Armas contra quarentenas?
"Em nenhuma circunstância se pode concordar que o armamento sirva de alguma forma (para) que as pessoas possam se opor a medidas sanitárias".
Por que Moro não respondeu sobre a PF na reunião?
"Quanto às questões relativas à interferência na PF, eu tinha uma reunião com o presidente no dia seguinte. Sinceramente, acho que esses assuntos seriam mais apropriadamente discutidos em uma reunião entre o presidente e eu".
Por que Moro não interveio na fala de Abraham Weintraub (ministro da Educação) contra o STF?
"Eu não sou o presidente da reunião"
Por que Moro não interveio na fala de Ricardo Salles (ministro do Meio Ambiente), sobre "passar a boiada"?
"Eu não estava confortável. Isso me parece muito claro. Eu me sentia incomodado por vários aspectos"
Desconforto na reunião de 22 de abril
"Eu estou dentro do governo. Eu tenho também algumas limitações do que posso externar publicamente. Eu já tinha esse problema que vinha há tempos com a Polícia Federal (...). Eu estava bastante desconfortável e incomodado com a reunião, não tinha muito espaço para o contraditório. Queria ter saído antes. E tinha um compromisso agendado que me deu a desculpa."
Há arrependimento de ter assumido o Ministério da Justiça?
"Entendi que tinha uma missão importante a realizar. Não (me arrependo de assumir ministério) de forma nenhuma. Fiz uma escolha muito clara. Na época, ela estava justificada. Fiz uma escolha também muito clara, e espero que as pessoas compreendam, quando saí do governo".
Moro teme perder apoio entre seguidores do presidente?

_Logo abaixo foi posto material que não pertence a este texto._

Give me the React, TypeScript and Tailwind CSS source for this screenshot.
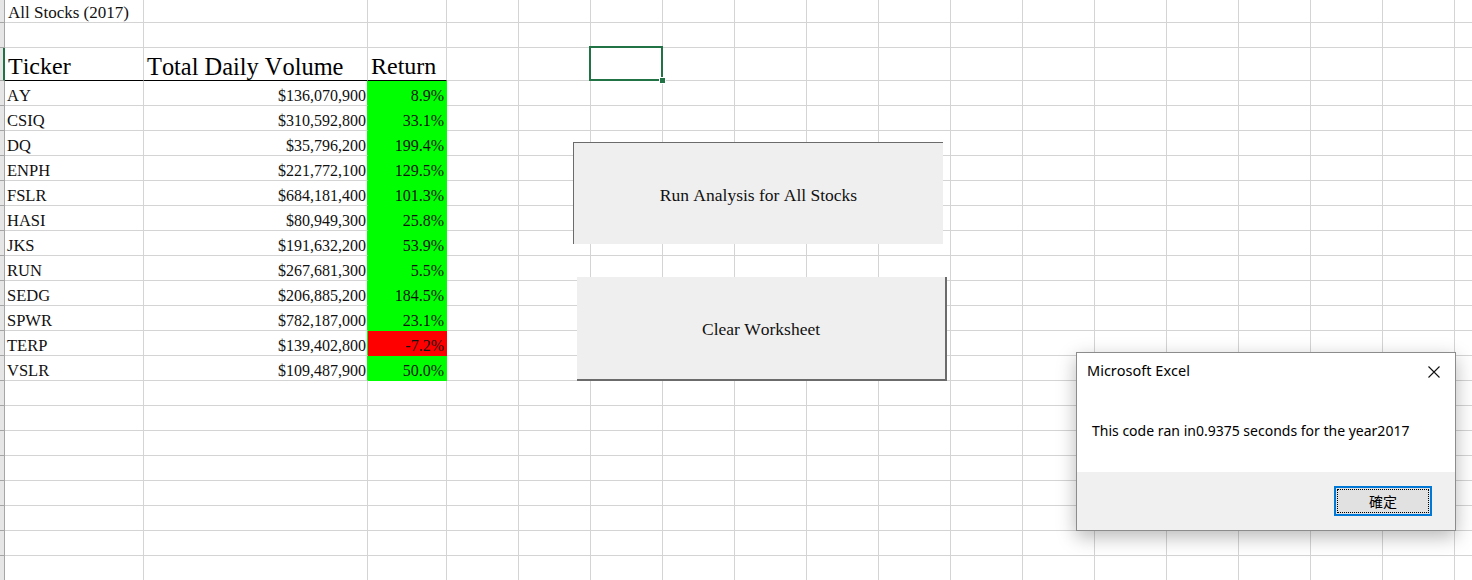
import React from "react";

const data: [string, string, string][] = [
  ["AY", "$136,070,900", "8.9%"],
  ["CSIQ", "$310,592,800", "33.1%"],
  ["DQ", "$35,796,200", "199.4%"],
  ["ENPH", "$221,772,100", "129.5%"],
  ["FSLR", "$684,181,400", "101.3%"],
  ["HASI", "$80,949,300", "25.8%"],
  ["JKS", "$191,632,200", "53.9%"],
  ["RUN", "$267,681,300", "5.5%"],
  ["SEDG", "$206,885,200", "184.5%"],
  ["SPWR", "$782,187,000", "23.1%"],
  ["TERP", "$139,402,800", "-7.2%"],
  ["VSLR", "$109,487,900", "50.0%"],
];

const NUM_COLS = 19;
const NUM_ROWS = 23;

function cellClass(r: number, c: number): string {
  if (c === 0) {
    if (r === 2) return "bg-[#e6e6e6] border-b border-b-[#a6a6a6] border-r-2 border-r-[#217346]";
    return "bg-[#e6e6e6] border-b border-r border-[#a6a6a6]";
  }
  const isData = r >= 3 && r <= 14;
  if (r === 2 && c >= 1 && c <= 3) {
    return "border-r border-r-[#d4d4d4] border-b border-b-black flex items-end";
  }
  if (isData && c === 3) {
    const neg = data[r - 3][2].startsWith("-");
    return neg
      ? "bg-[#ff0000] border-r border-b border-[#ff0000] flex items-end justify-end"
      : "bg-[#00ff00] border-r border-b border-[#00ff00] flex items-end justify-end";
  }
  if (isData && c === 2) {
    return "border-r border-r-[#00ff00] border-b border-b-[#d4d4d4] flex items-end justify-end";
  }
  return "border-r border-b border-[#d4d4d4] flex items-end";
}

function cellContent(r: number, c: number): React.ReactNode {
  if (r === 0 && c === 1)
    return <span className="pl-[3px] text-[17px] leading-[18px] text-[#111] whitespace-nowrap">All Stocks (2017)</span>;
  if (r === 2) {
    if (c === 1) return <span className="pl-[3px] text-[24px] leading-[27px] text-black whitespace-nowrap">Ticker</span>;
    if (c === 2) return <span className="pl-[3px] text-[24.4px] leading-[27px] text-black whitespace-nowrap">Total Daily Volume</span>;
    if (c === 3) return <span className="pl-[3px] text-[24px] leading-[27px] text-black whitespace-nowrap">Return</span>;
    if (c === 6)
      return (
        <div className="absolute z-10 left-[-2px] top-[-2px] right-[-1px] bottom-[-1px] border-2 border-[#217346]">
          <div className="absolute right-[-5px] bottom-[-5px] w-[7px] h-[7px] bg-[#217346] border border-white" />
        </div>
      );
  }
  if (r >= 3 && r <= 14) {
    const row = data[r - 3];
    if (c === 1) return <span className="pl-[2px] text-[16.5px] leading-[18px] text-[#111] whitespace-nowrap">{row[0]}</span>;
    if (c === 2) return <span className="pr-[1px] text-[16px] leading-[18px] text-[#111] whitespace-nowrap">{row[1]}</span>;
    if (c === 3) return <span className="pr-[2px] text-[16px] leading-[18px] text-[#111] whitespace-nowrap">{row[2]}</span>;
  }
  return null;
}

export default function App() {
  const cells: React.ReactNode[] = [];
  for (let r = 0; r < NUM_ROWS; r++) {
    for (let c = 0; c < NUM_COLS; c++) {
      cells.push(
        <div key={`${r}-${c}`} className={`relative ${cellClass(r, c)}`}>
          {cellContent(r, c)}
        </div>
      );
    }
  }
  return (
    <div className="relative w-[1472px] h-[580px] overflow-hidden bg-white font-['Liberation_Serif',serif] [font-kerning:none]">
      <div className="grid grid-cols-[5px_139px_224px_79px_repeat(15,72px)] grid-rows-[23px_25px_33px_repeat(20,25px)]">
        {cells}
      </div>

      {/* Macro buttons */}
      <div className="absolute left-[573px] top-[142px] w-[370px] h-[102px] bg-[#efefef] border-t border-l border-[#6b6b6b] flex items-center justify-center">
        <span className="text-[17.5px] text-[#111] leading-[20px] pt-[2px]">Run Analysis for All Stocks</span>
      </div>
      <div className="absolute left-[577px] top-[277px] w-[370px] h-[104px] bg-[#efefef] border-r-2 border-b-2 border-[#6b6b6b] flex items-center justify-center">
        <span className="text-[17.5px] text-[#111] leading-[20px] pt-[2px]">Clear Worksheet</span>
      </div>

      {/* Message box */}
      <div className="absolute z-20 left-[1076px] top-[352px] w-[380px] h-[179px] border border-[#8c8c8c] bg-white shadow-[0_6px_18px_rgba(0,0,0,0.28)] flex flex-col font-['Noto_Sans',sans-serif]">
        <div className="flex items-start justify-between pl-[10px] pr-[15px] pt-[7px]">
          <span className="text-[14.5px] leading-[20px] text-black">Microsoft Excel</span>
          <svg className="mt-[6px]" width="12" height="12" viewBox="0 0 12 12">
            <path d="M0.5 0.5 L11.5 11.5 M11.5 0.5 L0.5 11.5" stroke="#111" strokeWidth="1.1" fill="none" />
          </svg>
        </div>
        <div className="pl-[15px] mt-[41px] text-[14px] leading-[20px] text-black whitespace-nowrap">
          This code ran in0.9375 seconds for the year2017
        </div>
        <div className="mt-auto h-[58px] bg-[#f0f0f0] flex items-center justify-end pr-[23px]">
          <div className="w-[98px] h-[30px] border-2 border-[#0078d7] bg-[#e1e1e1] p-px">
            <div className="w-full h-full border border-dotted border-black flex items-center justify-center">
              <span className="text-[14px] leading-[18px] text-black font-['Noto_Sans_CJK_TC',sans-serif]">確定</span>
            </div>
          </div>
        </div>
      </div>
    </div>
  );
}
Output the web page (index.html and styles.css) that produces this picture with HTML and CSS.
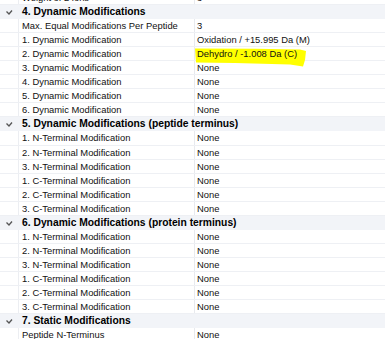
FILE: index.html
```html
<!DOCTYPE html>
<html>
<head>
<meta charset="utf-8">
<link rel="stylesheet" href="styles.css">
</head>
<body>
<div class="grid">
  <div class="row"><div class="gut"></div><div class="lbl">Weight of 2 ions</div><div class="val">3</div></div>
  <div class="sec"><svg class="chev" width="19" height="14" viewBox="0 0 19 14"><polyline points="6.5,6.5 9,9 12,5.5" fill="none" stroke="#555" stroke-width="1.3"/></svg><span>4. Dynamic Modifications</span></div>
  <div class="row"><div class="gut"></div><div class="lbl">Max. Equal Modifications Per Peptide</div><div class="val">3</div></div>
  <div class="row"><div class="gut"></div><div class="lbl">1. Dynamic Modification</div><div class="val">Oxidation / +15.995 Da (M)</div></div>
  <div class="row"><div class="gut"></div><div class="lbl">2. Dynamic Modification</div><div class="val hl"><svg class="marker" width="114" height="20" viewBox="0 0 114 20"><polygon points="0,0.5 60,0.8 105,1.5 111,3 110,12 108,18.5 95,16.5 40,15 1,14.5" fill="#ffff00"/></svg><span class="txt">Dehydro / -1.008 Da (C)</span></div></div>
  <div class="row"><div class="gut"></div><div class="lbl">3. Dynamic Modification</div><div class="val">None</div></div>
  <div class="row"><div class="gut"></div><div class="lbl">4. Dynamic Modification</div><div class="val">None</div></div>
  <div class="row"><div class="gut"></div><div class="lbl">5. Dynamic Modification</div><div class="val">None</div></div>
  <div class="row"><div class="gut"></div><div class="lbl">6. Dynamic Modification</div><div class="val">None</div></div>
  <div class="sec"><svg class="chev" width="19" height="14" viewBox="0 0 19 14"><polyline points="6.5,6.5 9,9 12,5.5" fill="none" stroke="#555" stroke-width="1.3"/></svg><span>5. Dynamic Modifications (peptide terminus)</span></div>
  <div class="row"><div class="gut"></div><div class="lbl">1. N-Terminal Modification</div><div class="val">None</div></div>
  <div class="row"><div class="gut"></div><div class="lbl">2. N-Terminal Modification</div><div class="val">None</div></div>
  <div class="row"><div class="gut"></div><div class="lbl">3. N-Terminal Modification</div><div class="val">None</div></div>
  <div class="row"><div class="gut"></div><div class="lbl">1. C-Terminal Modification</div><div class="val">None</div></div>
  <div class="row"><div class="gut"></div><div class="lbl">2. C-Terminal Modification</div><div class="val">None</div></div>
  <div class="row"><div class="gut"></div><div class="lbl">3. C-Terminal Modification</div><div class="val">None</div></div>
  <div class="sec"><svg class="chev" width="19" height="14" viewBox="0 0 19 14"><polyline points="6.5,6.5 9,9 12,5.5" fill="none" stroke="#555" stroke-width="1.3"/></svg><span>6. Dynamic Modifications (protein terminus)</span></div>
  <div class="row"><div class="gut"></div><div class="lbl">1. N-Terminal Modification</div><div class="val">None</div></div>
  <div class="row"><div class="gut"></div><div class="lbl">2. N-Terminal Modification</div><div class="val">None</div></div>
  <div class="row"><div class="gut"></div><div class="lbl">3. N-Terminal Modification</div><div class="val">None</div></div>
  <div class="row"><div class="gut"></div><div class="lbl">1. C-Terminal Modification</div><div class="val">None</div></div>
  <div class="row"><div class="gut"></div><div class="lbl">2. C-Terminal Modification</div><div class="val">None</div></div>
  <div class="row"><div class="gut"></div><div class="lbl">3. C-Terminal Modification</div><div class="val">None</div></div>
  <div class="sec"><svg class="chev" width="19" height="14" viewBox="0 0 19 14"><polyline points="6.5,6.5 9,9 12,5.5" fill="none" stroke="#555" stroke-width="1.3"/></svg><span>7. Static Modifications</span></div>
  <div class="row"><div class="gut"></div><div class="lbl">Peptide N-Terminus</div><div class="val">None</div></div>
</div>
</body>
</html>
```
FILE: styles.css
```css
html, body {
  margin: 0;
  padding: 0;
  background: #ffffff;
  overflow: hidden;
}
body {
  font-family: "Liberation Sans", Arial, sans-serif;
  color: #111;
}
.grid {
  margin-top: -9px;
  width: 385px;
}
.row {
  display: grid;
  grid-template-columns: 19px 176px 1fr;
  height: 14.05px;
  box-sizing: border-box;
  border-bottom: 1px solid #eef0f4;
  font-size: 9.4px;
  line-height: 13px;
}
.gut {
  border-right: 1px solid #eceef2;
}
.lbl {
  padding-left: 3px;
  border-right: 1px solid #e8eaee;
  white-space: nowrap;
  overflow: hidden;
}
.val {
  padding-left: 2px;
  white-space: nowrap;
  position: relative;
}
.sec {
  display: flex;
  align-items: center;
  height: 14.05px;
  background: #f2f4f8;
  font-size: 10.3px;
  font-weight: bold;
  color: #000;
  white-space: nowrap;
}
.chev {
  flex: none;
  display: block;
}
.sec span {
  padding-left: 3px;
  line-height: 14px;
}
.marker {
  position: absolute;
  left: 0;
  top: 1px;
  z-index: 1;
}
.txt {
  position: relative;
  z-index: 2;
}
```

"Algumas verdades inconvenientes surgiram. Muitos apoiadores do próprio presidente, antes da minha saída, se diziam um tanto frustrados sobre essa falta de empenho no combate à corrupção".
Qual o futuro? É candidato?
"Nós estamos no meio de uma pandemia muito grave, muito séria. Aproveito para externar minha solidariedade a famílias que perderam entes queridos. Acabei de sair do governo, vou ter que reinventar minha vida. Toda essa turbulência decorrente da minha saída, da pandemia... Estou encontrando uma maneira de me posicionar. Mas sempre disse que quero continuar contribuindo, na área privada, no debate público, sobre essas discussões sobre o país."